MATERIAL PROVIDED:
# # #

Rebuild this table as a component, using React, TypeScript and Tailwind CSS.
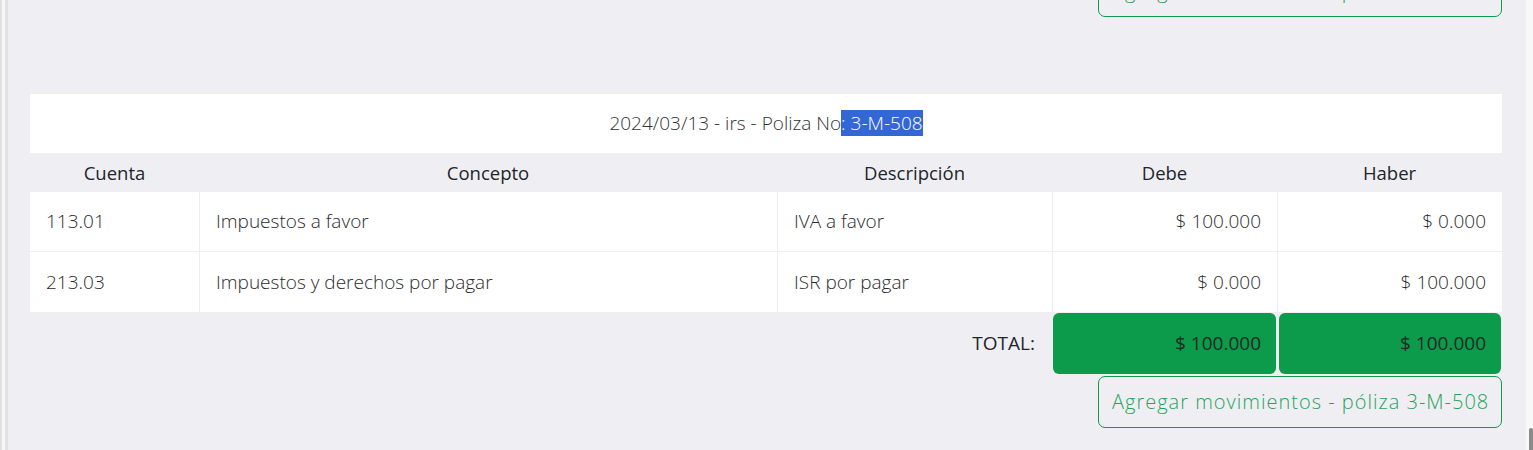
import React from "react";

const rows = [
  { cuenta: "113.01", concepto: "Impuestos a favor", descripcion: "IVA a favor", debe: "$ 100.000", haber: "$ 0.000" },
  { cuenta: "213.03", concepto: "Impuestos y derechos por pagar", descripcion: "ISR por pagar", debe: "$ 0.000", haber: "$ 100.000" },
];

const cols = "grid grid-cols-[169px_578px_275px_225px_225px]";

function AddButton({ label }: { label: string }) {
  return (
    <button className="h-[52px] w-[404px] whitespace-nowrap rounded-[7px] border border-[#0e9b4c] bg-transparent pl-[13px] text-left text-[20px] font-light tracking-[1px] text-[#27a35c]">
      {label}
    </button>
  );
}

export default function App() {
  return (
    <div className="flex min-h-[450px] bg-[#efeff3] text-[#212529]" style={{ fontFamily: '"Open Sans", "Noto Sans", sans-serif' }}>
      {/* left edge of the side panel */}
      <div className="flex w-[8px] shrink-0">
        <div className="w-[2px] bg-[#e2e2e2]" />
        <div className="w-[3px] bg-[#f7f7f7]" />
        <div className="w-[3px] bg-[#e2e2e4]" />
      </div>

      <div className="flex-1 pl-[22px] pr-[24px]">
        <div className="-mt-[35px] flex justify-end">
          <AddButton label="Agregar movimientos - póliza 3-M-507" />
        </div>

        <div className="mt-[77px]">
          <div className="flex h-[59px] items-center justify-center bg-white text-[19px] font-light text-[#333]">
            <span>
              2024/03/13 - irs - Poliza No<span className="bg-[#3367d6] text-white">: 3-M-508</span>
            </span>
          </div>

          <div className={`${cols} h-[39px] items-center text-center text-[18.5px]`}>
            <div>Cuenta</div>
            <div>Concepto</div>
            <div>Descripción</div>
            <div>Debe</div>
            <div>Haber</div>
          </div>

          {rows.map((r, i) => (
            <div key={i} className={`${cols} h-[60px] bg-white text-[19px] font-light text-[#2b2b2b] ${i === 0 ? "border-b border-[#eeeeee]" : ""}`}>
              <div className="flex items-center px-[16px]">{r.cuenta}</div>
              <div className="flex items-center border-l border-[#eeeeee] px-[16px]">{r.concepto}</div>
              <div className="flex items-center border-l border-[#eeeeee] px-[16px]">{r.descripcion}</div>
              <div className="flex items-center justify-end border-l border-[#eeeeee] px-[16px]">{r.debe}</div>
              <div className="flex items-center justify-end border-l border-[#eeeeee] px-[16px]">{r.haber}</div>
            </div>
          ))}

          <div className={`${cols} mt-[1px] h-[61px] text-[19px]`}>
            <div className="col-span-3 flex items-center justify-end pr-[17px]">TOTAL:</div>
            <div className="ml-[1px] mr-[1px] flex items-center justify-end rounded-[6px] bg-[#0c9a4b] pr-[15px] text-[#1f2a24]">$ 100.000</div>
            <div className="ml-[2px] mr-[1px] flex items-center justify-end rounded-[6px] bg-[#0c9a4b] pr-[15px] text-[#1f2a24]">$ 100.000</div>
          </div>

          <div className="mt-[2px] flex justify-end">
            <AddButton label="Agregar movimientos - póliza 3-M-508" />
          </div>
        </div>
      </div>

      {/* scrollbar track */}
      <div className="flex w-[7px] shrink-0 flex-col justify-end bg-[#f8f8f8]">
        <div className="ml-[3px] h-[22px] w-[4px] rounded-t-[2px] bg-[#8a8a8a]" />
      </div>
    </div>
  );
}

# # #

Leave out the pictures and retype every line above exactly.

Rebuild this table as a component, using React, TypeScript and Tailwind CSS.
import React from "react";

const rows = [
  { cuenta: "113.01", concepto: "Impuestos a favor", descripcion: "IVA a favor", debe: "$ 100.000", haber: "$ 0.000" },
  { cuenta: "213.03", concepto: "Impuestos y derechos por pagar", descripcion: "ISR por pagar", debe: "$ 0.000", haber: "$ 100.000" },
];

const cols = "grid grid-cols-[169px_578px_275px_225px_225px]";

function AddButton({ label }: { label: string }) {
  return (
    <button className="h-[52px] w-[404px] whitespace-nowrap rounded-[7px] border border-[#0e9b4c] bg-transparent pl-[13px] text-left text-[20px] font-light tracking-[1px] text-[#27a35c]">
      {label}
    </button>
  );
}

export default function App() {
  return (
    <div className="flex min-h-[450px] bg-[#efeff3] text-[#212529]" style={{ fontFamily: '"Open Sans", "Noto Sans", sans-serif' }}>
      {/* left edge of the side panel */}
      <div className="flex w-[8px] shrink-0">
        <div className="w-[2px] bg-[#e2e2e2]" />
        <div className="w-[3px] bg-[#f7f7f7]" />
        <div className="w-[3px] bg-[#e2e2e4]" />
      </div>

      <div className="flex-1 pl-[22px] pr-[24px]">
        <div className="-mt-[35px] flex justify-end">
          <AddButton label="Agregar movimientos - póliza 3-M-507" />
        </div>

        <div className="mt-[77px]">
          <div className="flex h-[59px] items-center justify-center bg-white text-[19px] font-light text-[#333]">
            <span>
              2024/03/13 - irs - Poliza No<span className="bg-[#3367d6] text-white">: 3-M-508</span>
            </span>
          </div>

          <div className={`${cols} h-[39px] items-center text-center text-[18.5px]`}>
            <div>Cuenta</div>
            <div>Concepto</div>
            <div>Descripción</div>
            <div>Debe</div>
            <div>Haber</div>
          </div>

          {rows.map((r, i) => (
            <div key={i} className={`${cols} h-[60px] bg-white text-[19px] font-light text-[#2b2b2b] ${i === 0 ? "border-b border-[#eeeeee]" : ""}`}>
              <div className="flex items-center px-[16px]">{r.cuenta}</div>
              <div className="flex items-center border-l border-[#eeeeee] px-[16px]">{r.concepto}</div>
              <div className="flex items-center border-l border-[#eeeeee] px-[16px]">{r.descripcion}</div>
              <div className="flex items-center justify-end border-l border-[#eeeeee] px-[16px]">{r.debe}</div>
              <div className="flex items-center justify-end border-l border-[#eeeeee] px-[16px]">{r.haber}</div>
            </div>
          ))}

          <div className={`${cols} mt-[1px] h-[61px] text-[19px]`}>
            <div className="col-span-3 flex items-center justify-end pr-[17px]">TOTAL:</div>
            <div className="ml-[1px] mr-[1px] flex items-center justify-end rounded-[6px] bg-[#0c9a4b] pr-[15px] text-[#1f2a24]">$ 100.000</div>
            <div className="ml-[2px] mr-[1px] flex items-center justify-end rounded-[6px] bg-[#0c9a4b] pr-[15px] text-[#1f2a24]">$ 100.000</div>
          </div>

          <div className="mt-[2px] flex justify-end">
            <AddButton label="Agregar movimientos - póliza 3-M-508" />
          </div>
        </div>
      </div>

      {/* scrollbar track */}
      <div className="flex w-[7px] shrink-0 flex-col justify-end bg-[#f8f8f8]">
        <div className="ml-[3px] h-[22px] w-[4px] rounded-t-[2px] bg-[#8a8a8a]" />
      </div>
    </div>
  );
}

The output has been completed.